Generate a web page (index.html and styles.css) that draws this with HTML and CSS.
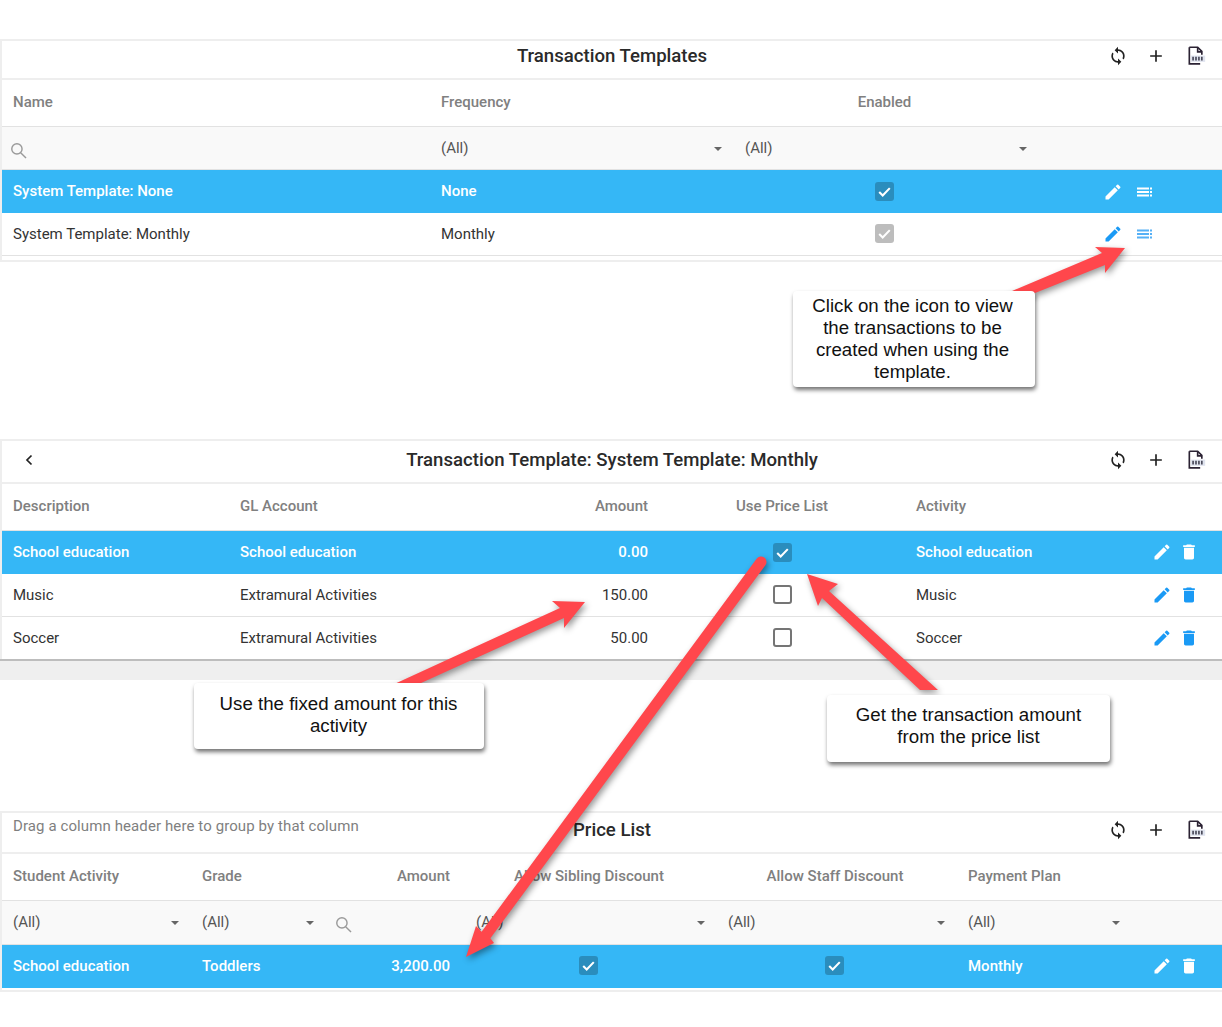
FILE: index.html
```html
<!DOCTYPE html>
<html lang="en">
<head>
<meta charset="utf-8">
<title>Transaction Templates</title>
<link rel="stylesheet" href="styles.css">
</head>
<body>
<svg width="0" height="0" class="defs">
  <symbol id="i-edit" viewBox="0 0 24 24"><path d="M3 17.25V21h3.75L17.81 9.94l-3.75-3.75L3 17.25zM20.71 7.04a1 1 0 0 0 0-1.41l-2.34-2.34a1 1 0 0 0-1.41 0l-1.83 1.83 3.75 3.75 1.83-1.83z"/></symbol>
  <symbol id="i-del" viewBox="0 0 24 24"><path d="M6 19c0 1.1.9 2 2 2h8c1.1 0 2-.9 2-2V7H6v12zM19 4h-3.5l-1-1h-5l-1 1H5v2h14V4z"/></symbol>
  <symbol id="i-list" viewBox="0 0 20 20"><path d="M3 5.500h12v2H3zM3 9h12v2H3zM3 12.500h12v2H3zM16 5.500h2v2h-2zM16 9h2v2h-2zM16 12.500h2v2h-2z"/></symbol>
  <symbol id="i-sync" viewBox="0 0 24 24"><path d="M12 4V1L8 5l4 4V6c3.31 0 6 2.69 6 6 0 1.01-.25 1.97-.7 2.8l1.46 1.46C19.54 15.03 20 13.57 20 12c0-4.42-3.58-8-8-8zm0 14c-3.31 0-6-2.69-6-6 0-1.01.25-1.97.7-2.8L5.24 7.74C4.46 8.97 4 10.43 4 12c0 4.42 3.58 8 8 8v3l4-4-4-4v3z"/></symbol>
  <symbol id="i-plus" viewBox="0 0 24 24"><path d="M19 13h-6v6h-2v-6H5v-2h6V5h2v6h6v2z"/></symbol>
  <symbol id="i-search" viewBox="0 0 24 24"><path fill="none" stroke="currentColor" stroke-width="1.800" d="M10 3.500a6.500 6.500 0 1 1 0 13 6.500 6.500 0 0 1 0-13zM14.700 14.700l6.800 6.800"/></symbol>
  <symbol id="i-file" viewBox="0 0 24 24"><path fill="none" stroke="#2b2233" stroke-width="2" d="M4 1.500h10l5 5v4M4 1.500v20h13"/><path fill="#2b2233" d="M13 2h2v4h4v2h-6z"/><path fill="#dfe3ee" d="M6 11.500h17v7.500H6z"/><path fill="#4a4a5a" d="M7.500 13h2v4.500h-2zM11 13h2v4.500h-2zM14.500 13h2v4.500h-2zM18 13h2v4.500h-2z"/></symbol>
</svg>

<section class="panel first">
  <header class="toolbar tb-a">
    <div></div>
    <h2 class="title">Transaction Templates</h2>
    <div class="tools">
      <svg class="tool"><use href="#i-sync"/></svg><svg class="tool"><use href="#i-plus"/></svg><svg class="tool"><use href="#i-file"/></svg>
    </div>
  </header>
  <div class="row head cols-a"><div class="cell">Name</div><div class="cell">Frequency</div><div class="cell center shift">Enabled</div><div></div></div>
  <div class="row filter cols-a">
    <div class="cell"><svg class="search"><use href="#i-search"/></svg></div>
    <div class="cell sel">(All)<i class="caret"></i></div>
    <div class="cell sel">(All)<i class="caret"></i></div>
    <div></div>
  </div>
  <div class="row data on cols-a"><div class="cell">System Template: None</div><div class="cell">None</div><div class="cell center shift"><span class="chk checked"><svg viewBox="0 0 18 18"><path d="M4 9.500l3.300 3.200L14 5.800"/></svg></span></div><div class="acts acts-a"><svg class="ic"><use href="#i-edit"/></svg><svg class="ic soft"><use href="#i-list"/></svg></div></div>
  <div class="row data line cols-a"><div class="cell">System Template: Monthly</div><div class="cell">Monthly</div><div class="cell center shift"><span class="chk disabled"><svg viewBox="0 0 18 18"><path d="M4 9.500l3.300 3.200L14 5.800"/></svg></span></div><div class="acts acts-a"><svg class="ic"><use href="#i-edit"/></svg><svg class="ic soft"><use href="#i-list"/></svg></div></div>
  <div class="foot"></div>
</section>

<section class="panel second">
  <header class="toolbar tb-b">
    <div class="back"><svg width="16" height="16" viewBox="0 0 16 16"><path d="M10.500 3.500L6 8l4.500 4.500" fill="none" stroke="#222" stroke-width="1.700"/></svg></div>
    <h2 class="title">Transaction Template: System Template: Monthly</h2>
    <div class="tools">
      <svg class="tool"><use href="#i-sync"/></svg><svg class="tool"><use href="#i-plus"/></svg><svg class="tool"><use href="#i-file"/></svg>
    </div>
  </header>
  <div class="row head cols-b"><div class="cell">Description</div><div class="cell">GL Account</div><div class="cell right">Amount</div><div class="cell center">Use Price List</div><div class="cell">Activity</div><div></div></div>
  <div class="row data on cols-b"><div class="cell">School education</div><div class="cell">School education</div><div class="cell right">0.00</div><div class="cell center"><span class="chk checked"><svg viewBox="0 0 18 18"><path d="M4 9.500l3.300 3.200L14 5.800"/></svg></span></div><div class="cell">School education</div><div class="acts acts-b"><svg class="ic"><use href="#i-edit"/></svg><svg class="ic"><use href="#i-del"/></svg></div></div>
  <div class="row data line cols-b"><div class="cell">Music</div><div class="cell">Extramural Activities</div><div class="cell right">150.00</div><div class="cell center"><span class="chk"></span></div><div class="cell">Music</div><div class="acts acts-b"><svg class="ic"><use href="#i-edit"/></svg><svg class="ic"><use href="#i-del"/></svg></div></div>
  <div class="row data last cols-b"><div class="cell">Soccer</div><div class="cell">Extramural Activities</div><div class="cell right">50.00</div><div class="cell center"><span class="chk"></span></div><div class="cell">Soccer</div><div class="acts acts-b"><svg class="ic"><use href="#i-edit"/></svg><svg class="ic"><use href="#i-del"/></svg></div></div>
  <div class="band"></div>
</section>

<section class="panel third">
  <header class="toolbar tb-c">
    <div class="hint">Drag a column header here to group by that column</div>
    <h2 class="title">Price List</h2>
    <div class="tools">
      <svg class="tool"><use href="#i-sync"/></svg><svg class="tool"><use href="#i-plus"/></svg><svg class="tool"><use href="#i-file"/></svg>
    </div>
  </header>
  <div class="row head cols-c"><div class="cell">Student Activity</div><div class="cell">Grade</div><div class="cell right">Amount</div><div class="cell center">Allow Sibling Discount</div><div class="cell center shift">Allow Staff Discount</div><div class="cell">Payment Plan</div><div></div></div>
  <div class="row filter cols-c">
    <div class="cell sel">(All)<i class="caret"></i></div>
    <div class="cell sel">(All)<i class="caret"></i></div>
    <div class="cell"><svg class="search"><use href="#i-search"/></svg></div>
    <div class="cell sel inset">(All)<i class="caret"></i></div>
    <div class="cell sel">(All)<i class="caret"></i></div>
    <div class="cell sel">(All)<i class="caret"></i></div>
    <div></div>
  </div>
  <div class="row data on cols-c"><div class="cell">School education</div><div class="cell">Toddlers</div><div class="cell right">3,200.00</div><div class="cell center"><span class="chk checked"><svg viewBox="0 0 18 18"><path d="M4 9.500l3.300 3.200L14 5.800"/></svg></span></div><div class="cell center shift"><span class="chk checked"><svg viewBox="0 0 18 18"><path d="M4 9.500l3.300 3.200L14 5.800"/></svg></span></div><div class="cell">Monthly</div><div class="acts acts-c"><svg class="ic"><use href="#i-edit"/></svg><svg class="ic"><use href="#i-del"/></svg></div></div>
  <div class="foot"></div>
</section>

<svg class="arrows" width="1222" height="1027" viewBox="0 0 1222 1027">
  <g class="arrow">
    <path d="M1005 294L1102 253L1095 247L1125 248L1105 273L1105 265L1035 293L1020 300Z"/>
    <path d="M390 686L560 608L552 601L585 602L564 628L564 618L410 688Z"/>
    <path d="M807 574L838 584L829 591L938 690L920 690L822 598L818 606Z"/>
    <path d="M756.600 558.700A5.500 5.500 0 0 1 765.400 565.300L490.400 938.300L494 943L466 957L476 926L481.600 931.700Z"/>
  </g>
</svg>

<div class="note note-a">Click on the icon to view the transactions to be created when using the template.</div>
<div class="note note-b">Use the fixed amount for this activity</div>
<div class="note note-c">Get the transaction amount from the price list</div>
</body>
</html>
```

FILE: styles.css
```css
* { box-sizing: border-box; }
html, body { margin: 0; padding: 0; background: #fff; }
body {
  position: relative;
  width: 1222px;
  height: 1027px;
  overflow: hidden;
  padding-top: 39px;
  font-family: Roboto, "Liberation Sans", sans-serif;
  font-size: 15px;
  color: #333;
}
.defs { position: absolute; }

.panel { border-left: 2px solid #eeeeee; border-top: 2px solid #eeeeee; }
.second { margin-top: 177px; }
.third { margin-top: 131px; }

.toolbar {
  display: grid;
  grid-template-columns: 1fr auto 1fr;
  align-items: center;
  border-bottom: 2px solid #eeeeee;
}
.tb-a { height: 39px; padding-bottom: 7px; }
.tb-b { height: 43px; padding-bottom: 3px; }
.tb-c { height: 41px; padding-bottom: 5px; }
.title { margin: 0; font-size: 18.6px; font-weight: 500; color: #2a2a2a; padding-bottom: 1px; }
.tools { display: flex; justify-content: flex-end; padding-right: 7px; }
.tool { width: 20px; height: 20px; margin: 0 9.5px; fill: #222; }
.tool:nth-child(2) { margin: 0 10px 0 9px; }
.back { padding-left: 19px; display: flex; align-items: center; }
.hint { align-self: start; padding: 4px 0 0 11px; color: #7f7f7f; white-space: nowrap; letter-spacing: .1px; }

.row { display: grid; align-items: center; }
.cols-a { grid-template-columns: 428px 304px 305px 1fr; }
.cols-b { grid-template-columns: 227px 211px 219px 246px 235px 1fr; }
.cols-c { grid-template-columns: 189px 135px 135px 256px 240px 175px 1fr; }

.head { height: 47px; padding-bottom: 3px; border-bottom: 1px solid #e2e2e2; color: #808080; font-weight: 500; }
.filter { height: 43px; border-bottom: 1px solid #e2e2e2; background: #f9f9f9; color: #555; }
.third .filter { height: 44px; padding-bottom: 1px; }
.data { height: 43px; padding-bottom: 1px; }
.third .data { padding-bottom: 2px; }
.data.line { border-bottom: 1px solid #e2e2e2; }
.data.last { height: 42px; }
.on { background: #35b7f6; color: #fff; font-weight: 500; }

.cell { padding: 0 11px; white-space: nowrap; position: relative; }
.cell.inset { padding-left: 15px; }
.center { text-align: center; }
.center.shift { padding-right: 12px; padding-left: 8px; }
.right { text-align: right; }

.caret {
  position: absolute;
  right: 12px;
  top: 8px;
  border: 4px solid transparent;
  border-top: 4px solid #666;
  border-bottom: 0;
}
.search { display: block; width: 19px; height: 19px; margin: 5px 0 0 -4px; color: #9a9a9a; }
.third .search { margin-left: -3px; }

.chk {
  display: inline-block;
  vertical-align: middle;
  width: 19px;
  height: 19px;
  border: 2px solid #757575;
  border-radius: 3px;
  background: #fff;
}
.third .chk { position: relative; left: -1px; }
.chk svg { display: block; width: 100%; height: 100%; fill: none; stroke: #fff; stroke-width: 2; }
.chk.checked { border: 0; background: #2a8dbd; }
.chk.disabled { border: 0; background: #bdbdbd; }

.acts { display: flex; align-items: center; }
.ic { width: 20px; height: 20px; fill: #1a9af5; }
.ic.soft { fill: #55b0f6; }
.on .ic { fill: #fff; }
.acts-a { padding-left: 64px; gap: 11px; margin-top: 1px; }
.acts-b { padding-left: 12px; gap: 7px; }
.acts-c { padding-left: 20px; gap: 7px; }

.foot { margin-top: 4px; height: 2px; background: #eeeeee; margin-left: -2px; }
.third .foot { margin-top: 2px; }
.band {
  height: 21px;
  margin-left: -2px;
  background: #efefef;
  border-top: 2px solid #bdbdbd;
}

.arrows { position: absolute; left: 0; top: 0; pointer-events: none; }
.arrow { fill: #ff474c; filter: drop-shadow(2px 3px 3px rgba(0, 0, 0, .4)); }

.note {
  position: absolute;
  display: flex;
  align-items: center;
  justify-content: center;
  text-align: center;
  background: #fff;
  border-radius: 4px;
  box-shadow: 1px 3px 4px rgba(0, 0, 0, .55);
  font-family: "Liberation Sans", Arial, sans-serif;
  font-size: 18.7px;
  line-height: 22px;
  color: #111;
}
.note-a { left: 793px; top: 291px; width: 242px; height: 96px; padding: 0 18px 0 15px; }
.note-b { left: 194px; top: 683px; width: 290px; height: 66px; padding: 0 21px 2px 20px; }
.note-c { left: 827px; top: 695px; width: 283px; height: 67px; padding: 0 20px 6px; }
```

## TASK DIRECTIONS
Your task is to pick out every line with the string "styles" and copy it.

## SOLUTION TO THIS TASK
Generate a web page (index.html and styles.css) that draws this with HTML and CSS.
<link rel="stylesheet" href="styles.css">
FILE: styles.css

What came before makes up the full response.